Would you repeat the listing exactly but omit every picture?

## Available data:
-- BEGIN --
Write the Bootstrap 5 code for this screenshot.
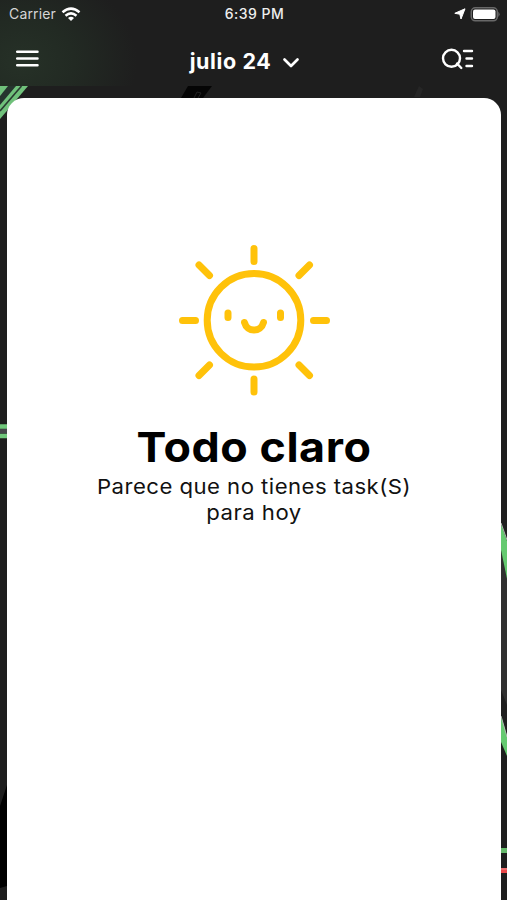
<!DOCTYPE html>
<html lang="es">
<head>
<meta charset="utf-8">
<meta name="viewport" content="width=device-width, initial-scale=1">
<title>julio 24</title>
<link href="https://cdn.jsdelivr.net/npm/bootstrap@5.3.0/dist/css/bootstrap.min.css" rel="stylesheet">
<style>
html,body{height:100%}
body{background:#1e1e1e;font-family:"Inter","Liberation Sans",sans-serif;overflow:hidden}
.screen{width:507px;height:900px;overflow:hidden}
.backdrop{top:0;left:0}
.topbar{height:86px;background:radial-gradient(ellipse 115px 95px at 22px 62px,#263127 0,#222a23 45%,#1e1e1e 100%)}
.statusbar{height:28px;padding:0 7px 0 9px;font-size:14px;line-height:28px}
.carrier{color:#d5d5d5;letter-spacing:.15px}
.wifi{margin-left:5px}
.clock{font-weight:500;font-size:14px;letter-spacing:.5px;color:#eee}
.toolbar-row{height:58px;padding:2px 33px 0 16px}
.month{font-weight:700;font-size:21.5px;line-height:30px;letter-spacing:.6px}
.month-picker{padding:5px 0 0 10px}
.month-arrow{margin:4px 0 0 11px}
.search-list{margin-top:2px}
.sheet{margin:12px 6px 0 7px;height:802px;border-radius:17px 17px 0 0;padding-top:142px}
.headline{font-size:41.5px;line-height:46px;font-weight:700;color:#000;margin-top:24px;letter-spacing:.5px;transform:scaleX(1.08)}
.message{font-size:20.5px;line-height:26px;color:#111;margin-top:4px;letter-spacing:.43px;transform:scaleX(1.08)}
.side{width:33.333%}
svg{display:block}
</style>
<script src="https://cdn.jsdelivr.net/npm/bootstrap@5.3.0/dist/js/bootstrap.bundle.min.js"></script>
</head>
<body>
<div class="screen position-relative">
  <svg class="backdrop position-absolute" width="507" height="900" viewBox="0 0 507 900" aria-hidden="true">
    <rect width="507" height="900" fill="#1e1e1e"/>
    <path d="M0 86H28L0 119Z" fill="#70c17b"/>
    <path d="M0 96L8 86H16L0 105Z" fill="#26342e"/>
    <path d="M0 111L21.500 86" stroke="#293a30" stroke-width="1.600"/>
    <path d="M188 86H212L203 98H181Z" fill="#050505"/>
    <path d="M194 98l3-6 4 1-3 5" stroke="#222" fill="none"/>
    <path d="M414 97l5-11 4 3-3 8" fill="#262626"/>
    <path d="M0 431H8" stroke="#45464a" stroke-width="5"/>
    <path d="M0 426.500H8M0 436H8" stroke="#70c77b" stroke-width="4.500"/>
    <path d="M7 785L0 806V888L7 886Z" fill="#000"/>
    <path d="M501 550L507 579V705L501 690Z" fill="#303030"/>
    <path d="M501 524L507 541V579L501 550Z" fill="#65ca70"/>
    <path d="M501 716L507 736V756L501 742Z" fill="#65ca70"/>
    <path d="M501 523L507 540M501 716L507 737" stroke="#b0b8b0"/>
    <path d="M500 850.500H507" stroke="#65b96b" stroke-width="5"/>
    <path d="M500 870.500H507" stroke="#e94748" stroke-width="5"/>
    <path d="M500 869H507" stroke="#ef9999"/>
  </svg>
  <header class="topbar position-relative text-white">
    <div class="statusbar d-flex align-items-center justify-content-between">
      <div class="side d-flex align-items-center"><span class="carrier">Carrier</span>
        <svg class="wifi" width="20" height="15" viewBox="0 0 20 15" fill="none" stroke="#fff" stroke-width="2.500"><path d="M1.500 5.200Q10-2 18.500 5.200M4.500 8.700Q10 4 15.500 8.700"/><path d="M7 11Q10 8.500 13 11L10 14Z" fill="#fff" stroke="none"/></svg>
      </div>
      <span class="clock">6:39 PM</span>
      <div class="side d-flex align-items-center justify-content-end">
        <svg width="12" height="12" viewBox="0 0 12 12"><path d="M.8 5.300L11 .8 7 11 5.800 6.200Z" fill="#fff" stroke="#fff" stroke-width="1" stroke-linejoin="round"/></svg>
        <svg class="ms-1" width="30" height="15" viewBox="0 0 30 15"><rect x="1.300" y="0.800" width="26" height="13" rx="4" fill="none" stroke="#686868" stroke-width="1.500"/><rect x="3" y="2.500" width="22.500" height="9.600" rx="2" fill="#fff"/><path d="M28.300 4.500Q31 7.300 28.300 10Z" fill="#686868"/></svg>
      </div>
    </div>
    <nav class="toolbar-row d-flex align-items-center justify-content-between" aria-label="Principal">
      <svg width="23" height="17" viewBox="0 0 23 17" stroke="#fff" stroke-width="2.500" stroke-linecap="round"><path d="M1.200 1.700H21.500M1.200 8.500H21.500M1.200 15.300H21.500"/></svg>
      <div class="month-picker d-flex align-items-center"><span class="month">julio 24</span>
        <svg class="month-arrow" width="18" height="12" viewBox="0 0 18 12" fill="none" stroke="#fff" stroke-width="2.700" stroke-linecap="round" stroke-linejoin="round"><path d="M2.500 2.500L9 9 15.500 2.500"/></svg>
      </div>
      <svg class="search-list" width="33" height="22" viewBox="0 0 33 22" fill="none" stroke="#fff" stroke-width="2.400"><circle cx="10.500" cy="10.300" r="8.500"/><path d="M16 15.500L20.300 20M23 3H31M25.500 10.500H31M25.500 18H31" stroke-linecap="round"/></svg>
    </nav>
  </header>
  <main class="sheet bg-white position-relative text-center">
    <svg class="mx-auto" width="160" height="160" viewBox="174 240 160 160" fill="none" stroke="#ffc20a" stroke-width="7" stroke-linecap="round">
      <circle cx="254" cy="320.300" r="46.800"/>
      <path d="M254 248.500V261.500M254 379V392M182.500 320.500H195.500M313.500 320.500H326.500M199 265L209.500 275.500M299 275.500L309.500 265M199 375.500L209.500 365M299 365L309.500 375.500M228 313V317.500M280.500 313V317.500M244.500 322.500C247 332.500 261 332.500 263.500 322.500"/>
    </svg>
    <h1 class="headline mb-0">Todo claro</h1>
    <p class="message mb-0">Parece que no tienes task(S)<br>para hoy</p>
  </main>
</div>
</body>
</html>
-- END --
## Output below:
Write the Bootstrap 5 code for this screenshot.
<!DOCTYPE html>
<html lang="es">
<head>
<meta charset="utf-8">
<meta name="viewport" content="width=device-width, initial-scale=1">
<title>julio 24</title>
<link href="https://cdn.jsdelivr.net/npm/bootstrap@5.3.0/dist/css/bootstrap.min.css" rel="stylesheet">
<style>
html,body{height:100%}
body{background:#1e1e1e;font-family:"Inter","Liberation Sans",sans-serif;overflow:hidden}
.screen{width:507px;height:900px;overflow:hidden}
.backdrop{top:0;left:0}
.topbar{height:86px;background:radial-gradient(ellipse 115px 95px at 22px 62px,#263127 0,#222a23 45%,#1e1e1e 100%)}
.statusbar{height:28px;padding:0 7px 0 9px;font-size:14px;line-height:28px}
.carrier{color:#d5d5d5;letter-spacing:.15px}
.wifi{margin-left:5px}
.clock{font-weight:500;font-size:14px;letter-spacing:.5px;color:#eee}
.toolbar-row{height:58px;padding:2px 33px 0 16px}
.month{font-weight:700;font-size:21.5px;line-height:30px;letter-spacing:.6px}
.month-picker{padding:5px 0 0 10px}
.month-arrow{margin:4px 0 0 11px}
.search-list{margin-top:2px}
.sheet{margin:12px 6px 0 7px;height:802px;border-radius:17px 17px 0 0;padding-top:142px}
.headline{font-size:41.5px;line-height:46px;font-weight:700;color:#000;margin-top:24px;letter-spacing:.5px;transform:scaleX(1.08)}
.message{font-size:20.5px;line-height:26px;color:#111;margin-top:4px;letter-spacing:.43px;transform:scaleX(1.08)}
.side{width:33.333%}
svg{display:block}
</style>
<script src="https://cdn.jsdelivr.net/npm/bootstrap@5.3.0/dist/js/bootstrap.bundle.min.js"></script>
</head>
<body>
<div class="screen position-relative">
  <svg class="backdrop position-absolute" width="507" height="900" viewBox="0 0 507 900" aria-hidden="true">
    <rect width="507" height="900" fill="#1e1e1e"/>
    <path d="M0 86H28L0 119Z" fill="#70c17b"/>
    <path d="M0 96L8 86H16L0 105Z" fill="#26342e"/>
    <path d="M0 111L21.500 86" stroke="#293a30" stroke-width="1.600"/>
    <path d="M188 86H212L203 98H181Z" fill="#050505"/>
    <path d="M194 98l3-6 4 1-3 5" stroke="#222" fill="none"/>
    <path d="M414 97l5-11 4 3-3 8" fill="#262626"/>
    <path d="M0 431H8" stroke="#45464a" stroke-width="5"/>
    <path d="M0 426.500H8M0 436H8" stroke="#70c77b" stroke-width="4.500"/>
    <path d="M7 785L0 806V888L7 886Z" fill="#000"/>
    <path d="M501 550L507 579V705L501 690Z" fill="#303030"/>
    <path d="M501 524L507 541V579L501 550Z" fill="#65ca70"/>
    <path d="M501 716L507 736V756L501 742Z" fill="#65ca70"/>
    <path d="M501 523L507 540M501 716L507 737" stroke="#b0b8b0"/>
    <path d="M500 850.500H507" stroke="#65b96b" stroke-width="5"/>
    <path d="M500 870.500H507" stroke="#e94748" stroke-width="5"/>
    <path d="M500 869H507" stroke="#ef9999"/>
  </svg>
  <header class="topbar position-relative text-white">
    <div class="statusbar d-flex align-items-center justify-content-between">
      <div class="side d-flex align-items-center"><span class="carrier">Carrier</span>
        <svg class="wifi" width="20" height="15" viewBox="0 0 20 15" fill="none" stroke="#fff" stroke-width="2.500"><path d="M1.500 5.200Q10-2 18.500 5.200M4.500 8.700Q10 4 15.500 8.700"/><path d="M7 11Q10 8.500 13 11L10 14Z" fill="#fff" stroke="none"/></svg>
      </div>
      <span class="clock">6:39 PM</span>
      <div class="side d-flex align-items-center justify-content-end">
        <svg width="12" height="12" viewBox="0 0 12 12"><path d="M.8 5.300L11 .8 7 11 5.800 6.200Z" fill="#fff" stroke="#fff" stroke-width="1" stroke-linejoin="round"/></svg>
        <svg class="ms-1" width="30" height="15" viewBox="0 0 30 15"><rect x="1.300" y="0.800" width="26" height="13" rx="4" fill="none" stroke="#686868" stroke-width="1.500"/><rect x="3" y="2.500" width="22.500" height="9.600" rx="2" fill="#fff"/><path d="M28.300 4.500Q31 7.300 28.300 10Z" fill="#686868"/></svg>
      </div>
    </div>
    <nav class="toolbar-row d-flex align-items-center justify-content-between" aria-label="Principal">
      <svg width="23" height="17" viewBox="0 0 23 17" stroke="#fff" stroke-width="2.500" stroke-linecap="round"><path d="M1.200 1.700H21.500M1.200 8.500H21.500M1.200 15.300H21.500"/></svg>
      <div class="month-picker d-flex align-items-center"><span class="month">julio 24</span>
        <svg class="month-arrow" width="18" height="12" viewBox="0 0 18 12" fill="none" stroke="#fff" stroke-width="2.700" stroke-linecap="round" stroke-linejoin="round"><path d="M2.500 2.500L9 9 15.500 2.500"/></svg>
      </div>
      <svg class="search-list" width="33" height="22" viewBox="0 0 33 22" fill="none" stroke="#fff" stroke-width="2.400"><circle cx="10.500" cy="10.300" r="8.500"/><path d="M16 15.500L20.300 20M23 3H31M25.500 10.500H31M25.500 18H31" stroke-linecap="round"/></svg>
    </nav>
  </header>
  <main class="sheet bg-white position-relative text-center">
    <svg class="mx-auto" width="160" height="160" viewBox="174 240 160 160" fill="none" stroke="#ffc20a" stroke-width="7" stroke-linecap="round">
      <circle cx="254" cy="320.300" r="46.800"/>
      <path d="M254 248.500V261.500M254 379V392M182.500 320.500H195.500M313.500 320.500H326.500M199 265L209.500 275.500M299 275.500L309.500 265M199 375.500L209.500 365M299 365L309.500 375.500M228 313V317.500M280.500 313V317.500M244.500 322.500C247 332.500 261 332.500 263.500 322.500"/>
    </svg>
    <h1 class="headline mb-0">Todo claro</h1>
    <p class="message mb-0">Parece que no tienes task(S)<br>para hoy</p>
  </main>
</div>
</body>
</html>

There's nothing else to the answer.